Solution to problem 50

$C_{1}$ has stationary points when $\frac{d y}{d x} = 0$ , i.e. when $x = 0$ , $x = + 1$ or $x = - 1$ . To ﬁnd the $y$ coordinates of the stationary points, we integrate the differential equation, using integration by parts:

y = \int (1 - x^{2}) x e^{- x^{2}} d x = (1 - x^{2}) (- \frac{1}{2} e^{- x^{2}}) - \int x e^{- x^{2}} d x = - \frac{1}{2} (1 - x^{2}) e^{- x^{2}} + \frac{1}{2} e^{- x^{2}} + const = \frac{1}{2} x^{2} e^{- x^{2}},

where we have used the fact that $C_{1}$ passes through the origin to evaluate the constant of integration. The coordinates of the stationary points are therefore $(1, \frac{1}{2} e^{- 1})$ , $(0, 0)$ and $(- 1, \frac{1}{2} e^{- 1})$ .

One way of classifying the stationary points is to look at the second derivative:

\frac{d y}{d x} = (x - x^{3}) e^{- x^{2}} \Rightarrow \frac{d^{2} y}{d x^{2}} = (1 - 3 x^{2}) e^{- x^{2}} - 2 x^{2} (1 - x^{2}) e^{- x^{2}} = (1 - 5 x^{2} + 2 x^{4}) e^{- x^{2}},

which is positive when $x = 0$ (indicating a minimum) and negative when $x = 1$ and $x = - 1$ (indicating maxima).

Since $y \to 0$ as $x \to \pm \infty$ , the sketch is:

PICT

For $C_{2}$ , the stationary points are again at $x = 0$ and $x = \pm 1$ . To classify the stationary points, we calculate the second derivative:

\frac{d^{2} y}{d x^{2}} = (1 - 3 x^{2} - 3 x^{3} + 3 x^{5}) e^{- x^{3}},

which is positive at $x = 0$ (a minimum) and negative at $x = 1$ (a maximum).

Since we cannot integrate this differential equation explicitly, we must compare $C_{2}$ with $C_{1}$ to see whether the value of $y$ at the maxima is indeed greater for $C_{2}$ than for $C_{1}$ .

For $0 < x < 1$ , $x^{3} < x^{2}$ , so $e^{x^{3}} < e^{x^{2}}$ and $e^{- x^{3}} > e^{- x^{2}}$ . Thus the gradient of $C_{2}$ is greater than the gradient of $C_{1}$ . Since both curves pass through the origin, we deduce that $C_{2}$ lies above $C_{1}$ for $0 < x \leq 1$ and therefore the maximum point $(1, k)$ on $C_{2}$ has $k > \frac{1}{2} e^{- 1}$ .

Post-mortem

You were probably surprised that the examiners didn’t ask you to sketch $C_{2}$ ; they usually do.

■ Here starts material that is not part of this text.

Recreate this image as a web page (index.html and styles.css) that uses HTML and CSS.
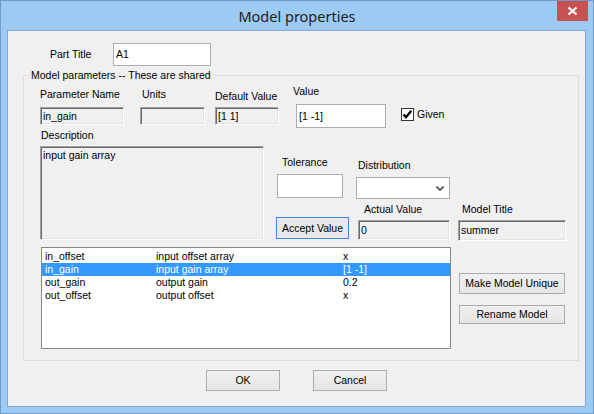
FILE: index.html
```html
<!DOCTYPE html>
<html>
<head>
<meta charset="utf-8">
<link rel="stylesheet" href="styles.css">
</head>
<body>
<div class="win">
  <div class="titlebar">
    <span></span>
    <span class="title">Model properties</span>
    <span class="close"><svg width="31" height="20" viewBox="0 0 31 20"><path d="M11.5 6.5 L19.5 13.5 M19.5 6.5 L11.5 13.5" stroke="#fff" stroke-width="2.2" fill="none"/></svg></span>
  </div>
  <div class="client">
    <div class="part-row">
      <span class="part-label">Part Title</span>
      <div class="edit part-input">A1</div>
    </div>
    <fieldset class="group">
      <legend>Model parameters -- These are shared</legend>
      <div class="row-a">
        <div class="col c1">
          <div class="lbl">Parameter Name</div>
          <div class="sunken f1">in_gain</div>
        </div>
        <div class="col c2">
          <div class="lbl">Units</div>
          <div class="sunken f2"></div>
        </div>
        <div class="col c3">
          <div class="lbl">Default Value</div>
          <div class="sunken f3">[1 1]</div>
        </div>
        <div class="col c4">
          <div class="lbl">Value</div>
          <div class="edit f4">[1 -1]</div>
        </div>
        <div class="check-wrap">
          <span class="checkbox"><svg width="11" height="11" viewBox="0 0 11 11"><path d="M1.5 5.5 L4 8.3 L9.3 1.8" stroke="#000" stroke-width="2.2" fill="none"/></svg></span>
          <span>Given</span>
        </div>
      </div>
      <div class="row-b">
        <div class="desc-col">
          <div class="lbl desc-lbl">Description</div>
          <div class="sunken desc-box">input gain array</div>
        </div>
        <div class="right-part">
          <div class="sub1">
            <div class="tol-col">
              <div class="lbl tol-lbl">Tolerance</div>
              <div class="edit tol-input"></div>
            </div>
            <div class="dist-col">
              <div class="lbl dist-lbl">Distribution</div>
              <div class="select"><svg width="8" height="5" viewBox="0 0 8 5"><path d="M0.5 0.5 L4 4 L7.5 0.5" stroke="#444" stroke-width="1.6" fill="none"/></svg></div>
            </div>
          </div>
          <div class="sub2">
            <div class="btn accept">Accept Value</div>
            <div class="act-col">
              <div class="lbl act-lbl">Actual Value</div>
              <div class="sunken act-box">0</div>
            </div>
            <div class="mt-col">
              <div class="lbl mt-lbl">Model Title</div>
              <div class="sunken mt-box">summer</div>
            </div>
          </div>
        </div>
      </div>
      <div class="row-c">
        <div class="list">
          <div class="lrow"><span class="lc1">in_offset</span><span class="lc2">input offset array</span><span>x</span></div>
          <div class="lrow sel"><span class="lc1">in_gain</span><span class="lc2">input gain array</span><span>[1 -1]</span></div>
          <div class="lrow"><span class="lc1">out_gain</span><span class="lc2">output gain</span><span>0.2</span></div>
          <div class="lrow"><span class="lc1">out_offset</span><span class="lc2">output offset</span><span>x</span></div>
        </div>
        <div class="side-btns">
          <div class="btn unique">Make Model Unique</div>
          <div class="btn rename">Rename Model</div>
        </div>
      </div>
    </fieldset>
    <div class="bottom-row">
      <div class="btn okbtn">OK</div>
      <div class="btn okbtn">Cancel</div>
    </div>
  </div>
</div>
</body>
</html>
```

FILE: styles.css
```css
* { box-sizing: border-box; }
html, body { margin: 0; padding: 0; }
body { width: 594px; height: 414px; overflow: hidden; }

.win {
  width: 594px;
  height: 414px;
  border: 1px solid #6f9cc6;
  background: #9ccaf2;
  display: flex;
  flex-direction: column;
}

.titlebar {
  height: 29px;
  display: grid;
  grid-template-columns: 1fr auto 1fr;
  align-items: start;
}
.title {
  font-family: "Noto Sans", "Open Sans", sans-serif;
  font-size: 14.5px;
  color: #222;
  line-height: 30px;
}
.close {
  justify-self: end;
  width: 31px;
  height: 20px;
  margin-right: 5px;
  background: #c75050;
  display: flex;
}

.client {
  margin: 0 7px 6px 6px;
  height: 377px;
  border: 1px solid #80a8cf;
  background: #f0f0f0;
  font-family: "Liberation Sans", Arial, sans-serif;
  font-size: 10.5px;
  color: #000;
  line-height: 13px;
}

.part-row {
  margin-top: 12px;
  padding-left: 42px;
  display: flex;
  align-items: center;
}
.part-label { width: 63px; }
.edit {
  background: #fff;
  border: 1px solid #abadb3;
  padding-left: 2px;
  display: flex;
  align-items: center;
}
.part-input { width: 98px; height: 23px; }

.group {
  margin: 3px 0 0 15px;
  width: 556px;
  height: 292px;
  border: 1px solid #dcdcdc;
  padding: 0;
}
.group legend {
  margin-left: 5px;
  padding: 0 2px;
  line-height: 13px;
}

.sunken {
  background: #f0f0f0;
  border-top: 1px solid #a0a0a0;
  border-left: 1px solid #a0a0a0;
  border-right: 1px solid #fff;
  border-bottom: 1px solid #fff;
  box-shadow: inset 1px 1px 0 #696969, inset -1px -1px 0 #e3e3e3;
  padding-left: 2px;
  display: flex;
  align-items: center;
}

.row-a { display: flex; align-items: flex-start; padding-left: 16px; }
.col { display: flex; flex-direction: column; }
.c1 .lbl { margin-top: 6px; }
.c1 .sunken { margin-top: 6px; }
.f1 { width: 84px; height: 18px; }
.c2 { margin-left: 16px; }
.c2 .lbl { margin-top: 6px; padding-left: 2px; }
.c2 .sunken { margin-top: 6px; }
.f2 { width: 65px; height: 18px; }
.c3 { margin-left: 10px; }
.c3 .lbl { margin-top: 8px; }
.c3 .sunken { margin-top: 4px; }
.f3 { width: 64px; height: 18px; }
.c4 { margin-left: 14px; }
.c4 .lbl { margin-top: 3px; }
.f4 { margin-top: 6px; margin-left: 3px; width: 90px; height: 24px; }
.check-wrap {
  margin-left: 15px;
  margin-top: 26px;
  display: flex;
  align-items: center;
  gap: 3px;
}
.checkbox {
  width: 13px;
  height: 13px;
  border: 1px solid #333;
  background: #fff;
  display: flex;
}

.row-b { display: flex; align-items: flex-start; padding-left: 16px; }
.desc-col { display: flex; flex-direction: column; }
.desc-lbl { margin-top: 1px; padding-left: 1px; }
.desc-box {
  margin-top: 4px;
  width: 224px;
  height: 94px;
  align-items: flex-start;
  padding-top: 2px;
}
.right-part { margin-left: 12px; display: flex; flex-direction: column; }
.sub1 { display: flex; align-items: flex-start; }
.tol-col { margin-left: 1px; display: flex; flex-direction: column; }
.tol-lbl { margin-top: 28px; padding-left: 5px; }
.tol-input { margin-top: 5px; width: 66px; height: 24px; }
.dist-col { margin-left: 13px; display: flex; flex-direction: column; }
.dist-lbl { margin-top: 31px; padding-left: 2px; }
.select {
  margin-top: 5px;
  width: 94px;
  height: 22px;
  background: #fff;
  border: 1px solid #acacac;
  display: flex;
  align-items: center;
  justify-content: flex-end;
  padding-right: 5px;
}
.select svg { margin-top: 1px; }

.sub2 { display: flex; align-items: flex-start; }
.btn {
  border: 1px solid #acacac;
  background: linear-gradient(#f0f0f0, #e5e5e5);
  display: flex;
  align-items: center;
  justify-content: center;
  white-space: nowrap;
}
.accept {
  margin-top: 18px;
  width: 73px;
  height: 22px;
  border-color: #3c8de0;
  background: #e8e8e8;
}
.act-col { margin-left: 9px; display: flex; flex-direction: column; }
.act-lbl { margin-top: 4px; padding-left: 6px; }
.act-box { margin-top: 4px; width: 92px; height: 20px; }
.mt-col { margin-left: 8px; display: flex; flex-direction: column; }
.mt-lbl { margin-top: 4px; padding-left: 4px; }
.mt-box { margin-top: 4px; width: 108px; height: 21px; }

.row-c { display: flex; align-items: flex-start; padding-left: 17px; margin-top: 6px; }
.list {
  width: 410px;
  height: 102px;
  background: #fff;
  border: 1px solid #828790;
  padding-top: 2px;
}
.lrow { display: flex; height: 13px; line-height: 13px; padding-left: 3px; }
.lrow.sel { background: #3399ff; color: #fff; }
.lc1 { width: 111px; }
.lc2 { width: 187px; }
.side-btns {
  margin-left: 8px;
  margin-top: 26px;
  display: flex;
  flex-direction: column;
  gap: 11px;
}
.unique { width: 106px; height: 21px; }
.rename { width: 106px; height: 19px; }

.bottom-row {
  margin-top: 9px;
  display: flex;
  justify-content: center;
  gap: 33px;
}
.okbtn { width: 74px; height: 21px; }
```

It looks as if it could be done, because you know that $C_{2}$ passes through the origin and you can relate its slope, roughly at least, to that of $C_{1}$ , which you did sketch. The difficulty lies in determining its behaviour as $x \to \infty$ ; does $y \to 0$ as for $C_{1}$ ? In fact, it doesn’t; no reason why it should. Instead, $y \to 0.153 . . .$ . We shouldn’t have expected $C_{1}$ to asymptote to the $x$ -axis either; the fact that it does so is due to a rather delicate balancing of the two terms that determine its gradient.